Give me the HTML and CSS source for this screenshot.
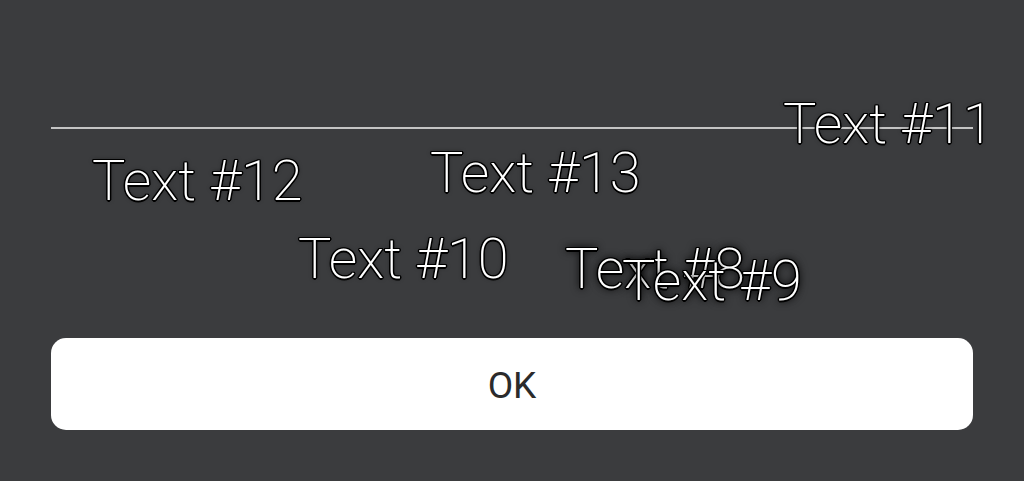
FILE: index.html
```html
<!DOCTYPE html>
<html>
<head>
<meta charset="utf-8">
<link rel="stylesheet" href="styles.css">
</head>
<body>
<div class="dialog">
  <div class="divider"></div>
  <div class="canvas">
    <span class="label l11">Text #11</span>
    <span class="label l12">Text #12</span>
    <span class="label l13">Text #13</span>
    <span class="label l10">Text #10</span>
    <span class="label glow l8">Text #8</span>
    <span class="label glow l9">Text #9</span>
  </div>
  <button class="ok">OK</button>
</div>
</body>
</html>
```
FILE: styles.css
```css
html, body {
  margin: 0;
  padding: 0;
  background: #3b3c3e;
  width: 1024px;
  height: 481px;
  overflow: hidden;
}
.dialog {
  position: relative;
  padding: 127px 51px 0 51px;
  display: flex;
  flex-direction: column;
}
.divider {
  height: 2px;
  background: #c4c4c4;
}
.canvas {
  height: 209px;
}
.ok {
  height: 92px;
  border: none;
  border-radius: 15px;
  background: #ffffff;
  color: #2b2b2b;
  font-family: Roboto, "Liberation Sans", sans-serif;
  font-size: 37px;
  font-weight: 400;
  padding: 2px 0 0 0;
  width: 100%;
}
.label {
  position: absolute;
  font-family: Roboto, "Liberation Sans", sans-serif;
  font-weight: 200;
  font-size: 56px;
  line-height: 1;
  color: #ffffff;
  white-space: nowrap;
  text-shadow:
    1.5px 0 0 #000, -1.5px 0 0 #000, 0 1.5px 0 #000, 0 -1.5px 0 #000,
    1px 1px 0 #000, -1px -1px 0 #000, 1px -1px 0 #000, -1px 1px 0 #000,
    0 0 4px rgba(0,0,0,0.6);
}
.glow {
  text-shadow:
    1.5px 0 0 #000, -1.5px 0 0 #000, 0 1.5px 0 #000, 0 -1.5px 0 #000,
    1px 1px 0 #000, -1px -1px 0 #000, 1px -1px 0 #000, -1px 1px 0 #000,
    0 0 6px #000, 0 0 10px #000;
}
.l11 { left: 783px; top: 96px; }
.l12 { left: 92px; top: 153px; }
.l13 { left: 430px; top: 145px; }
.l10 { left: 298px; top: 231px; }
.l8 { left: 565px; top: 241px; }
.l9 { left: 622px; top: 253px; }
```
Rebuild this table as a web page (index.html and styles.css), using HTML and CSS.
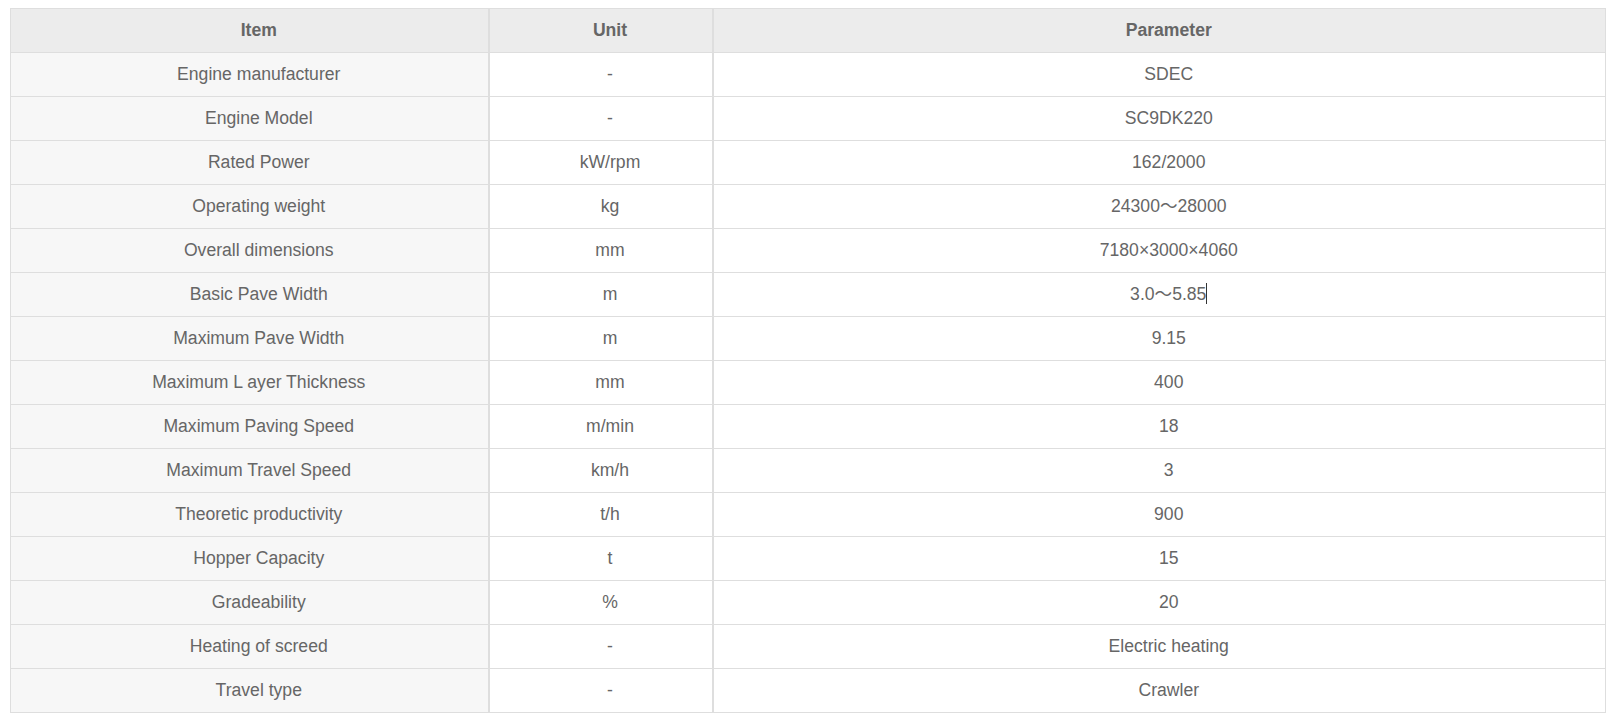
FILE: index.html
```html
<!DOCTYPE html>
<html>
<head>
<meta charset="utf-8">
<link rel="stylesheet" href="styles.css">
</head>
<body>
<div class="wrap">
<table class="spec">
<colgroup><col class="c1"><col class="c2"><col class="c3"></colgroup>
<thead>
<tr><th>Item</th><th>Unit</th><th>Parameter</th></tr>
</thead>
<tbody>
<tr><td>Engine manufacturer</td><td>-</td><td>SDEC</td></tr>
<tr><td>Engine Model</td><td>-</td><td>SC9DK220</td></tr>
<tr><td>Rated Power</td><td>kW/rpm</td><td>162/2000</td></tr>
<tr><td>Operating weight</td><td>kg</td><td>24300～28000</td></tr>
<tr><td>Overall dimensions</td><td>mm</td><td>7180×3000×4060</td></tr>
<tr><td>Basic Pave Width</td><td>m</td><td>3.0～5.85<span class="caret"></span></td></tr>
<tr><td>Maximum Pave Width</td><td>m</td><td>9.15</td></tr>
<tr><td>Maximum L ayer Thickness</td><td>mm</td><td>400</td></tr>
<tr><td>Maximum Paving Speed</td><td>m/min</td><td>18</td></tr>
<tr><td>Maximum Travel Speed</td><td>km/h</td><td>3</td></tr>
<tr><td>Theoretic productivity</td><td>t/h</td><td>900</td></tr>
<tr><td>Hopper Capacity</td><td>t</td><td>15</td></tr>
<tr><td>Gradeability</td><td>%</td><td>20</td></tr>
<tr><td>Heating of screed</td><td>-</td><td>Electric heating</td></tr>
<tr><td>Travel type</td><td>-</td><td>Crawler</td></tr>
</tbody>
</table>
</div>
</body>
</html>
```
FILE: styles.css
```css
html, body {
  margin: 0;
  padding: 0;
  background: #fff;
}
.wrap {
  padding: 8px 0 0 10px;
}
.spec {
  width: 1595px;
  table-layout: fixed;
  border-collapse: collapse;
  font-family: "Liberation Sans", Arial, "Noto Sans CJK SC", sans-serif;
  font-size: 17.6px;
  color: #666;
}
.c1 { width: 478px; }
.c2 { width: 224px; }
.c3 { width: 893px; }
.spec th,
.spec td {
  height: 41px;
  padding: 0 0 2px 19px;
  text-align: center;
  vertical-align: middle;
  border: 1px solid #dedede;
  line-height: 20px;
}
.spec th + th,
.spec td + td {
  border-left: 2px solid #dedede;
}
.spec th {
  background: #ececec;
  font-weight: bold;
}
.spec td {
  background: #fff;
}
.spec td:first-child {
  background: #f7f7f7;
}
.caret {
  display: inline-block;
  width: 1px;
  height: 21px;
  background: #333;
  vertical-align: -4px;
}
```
--- --- ---
What you should do:
Retype all the records shown above, character for character. Omit every picture.

Solution for this problem:
Give me the HTML and CSS source for this screenshot.
FILE: index.html
```html
<!DOCTYPE html>
<html>
<head>
<meta charset="utf-8">
<link rel="stylesheet" href="styles.css">
</head>
<body>
<div class="dialog">
  <div class="divider"></div>
  <div class="canvas">
    <span class="label l11">Text #11</span>
    <span class="label l12">Text #12</span>
    <span class="label l13">Text #13</span>
    <span class="label l10">Text #10</span>
    <span class="label glow l8">Text #8</span>
    <span class="label glow l9">Text #9</span>
  </div>
  <button class="ok">OK</button>
</div>
</body>
</html>
```
FILE: styles.css
```css
html, body {
  margin: 0;
  padding: 0;
  background: #3b3c3e;
  width: 1024px;
  height: 481px;
  overflow: hidden;
}
.dialog {
  position: relative;
  padding: 127px 51px 0 51px;
  display: flex;
  flex-direction: column;
}
.divider {
  height: 2px;
  background: #c4c4c4;
}
.canvas {
  height: 209px;
}
.ok {
  height: 92px;
  border: none;
  border-radius: 15px;
  background: #ffffff;
  color: #2b2b2b;
  font-family: Roboto, "Liberation Sans", sans-serif;
  font-size: 37px;
  font-weight: 400;
  padding: 2px 0 0 0;
  width: 100%;
}
.label {
  position: absolute;
  font-family: Roboto, "Liberation Sans", sans-serif;
  font-weight: 200;
  font-size: 56px;
  line-height: 1;
  color: #ffffff;
  white-space: nowrap;
  text-shadow:
    1.5px 0 0 #000, -1.5px 0 0 #000, 0 1.5px 0 #000, 0 -1.5px 0 #000,
    1px 1px 0 #000, -1px -1px 0 #000, 1px -1px 0 #000, -1px 1px 0 #000,
    0 0 4px rgba(0,0,0,0.6);
}
.glow {
  text-shadow:
    1.5px 0 0 #000, -1.5px 0 0 #000, 0 1.5px 0 #000, 0 -1.5px 0 #000,
    1px 1px 0 #000, -1px -1px 0 #000, 1px -1px 0 #000, -1px 1px 0 #000,
    0 0 6px #000, 0 0 10px #000;
}
.l11 { left: 783px; top: 96px; }
.l12 { left: 92px; top: 153px; }
.l13 { left: 430px; top: 145px; }
.l10 { left: 298px; top: 231px; }
.l8 { left: 565px; top: 241px; }
.l9 { left: 622px; top: 253px; }
```
Rebuild this table as a web page (index.html and styles.css), using HTML and CSS.
FILE: index.html
```html
<!DOCTYPE html>
<html>
<head>
<meta charset="utf-8">
<link rel="stylesheet" href="styles.css">
</head>
<body>
<div class="wrap">
<table class="spec">
<colgroup><col class="c1"><col class="c2"><col class="c3"></colgroup>
<thead>
<tr><th>Item</th><th>Unit</th><th>Parameter</th></tr>
</thead>
<tbody>
<tr><td>Engine manufacturer</td><td>-</td><td>SDEC</td></tr>
<tr><td>Engine Model</td><td>-</td><td>SC9DK220</td></tr>
<tr><td>Rated Power</td><td>kW/rpm</td><td>162/2000</td></tr>
<tr><td>Operating weight</td><td>kg</td><td>24300～28000</td></tr>
<tr><td>Overall dimensions</td><td>mm</td><td>7180×3000×4060</td></tr>
<tr><td>Basic Pave Width</td><td>m</td><td>3.0～5.85<span class="caret"></span></td></tr>
<tr><td>Maximum Pave Width</td><td>m</td><td>9.15</td></tr>
<tr><td>Maximum L ayer Thickness</td><td>mm</td><td>400</td></tr>
<tr><td>Maximum Paving Speed</td><td>m/min</td><td>18</td></tr>
<tr><td>Maximum Travel Speed</td><td>km/h</td><td>3</td></tr>
<tr><td>Theoretic productivity</td><td>t/h</td><td>900</td></tr>
<tr><td>Hopper Capacity</td><td>t</td><td>15</td></tr>
<tr><td>Gradeability</td><td>%</td><td>20</td></tr>
<tr><td>Heating of screed</td><td>-</td><td>Electric heating</td></tr>
<tr><td>Travel type</td><td>-</td><td>Crawler</td></tr>
</tbody>
</table>
</div>
</body>
</html>
```
FILE: styles.css
```css
html, body {
  margin: 0;
  padding: 0;
  background: #fff;
}
.wrap {
  padding: 8px 0 0 10px;
}
.spec {
  width: 1595px;
  table-layout: fixed;
  border-collapse: collapse;
  font-family: "Liberation Sans", Arial, "Noto Sans CJK SC", sans-serif;
  font-size: 17.6px;
  color: #666;
}
.c1 { width: 478px; }
.c2 { width: 224px; }
.c3 { width: 893px; }
.spec th,
.spec td {
  height: 41px;
  padding: 0 0 2px 19px;
  text-align: center;
  vertical-align: middle;
  border: 1px solid #dedede;
  line-height: 20px;
}
.spec th + th,
.spec td + td {
  border-left: 2px solid #dedede;
}
.spec th {
  background: #ececec;
  font-weight: bold;
}
.spec td {
  background: #fff;
}
.spec td:first-child {
  background: #f7f7f7;
}
.caret {
  display: inline-block;
  width: 1px;
  height: 21px;
  background: #333;
  vertical-align: -4px;
}
```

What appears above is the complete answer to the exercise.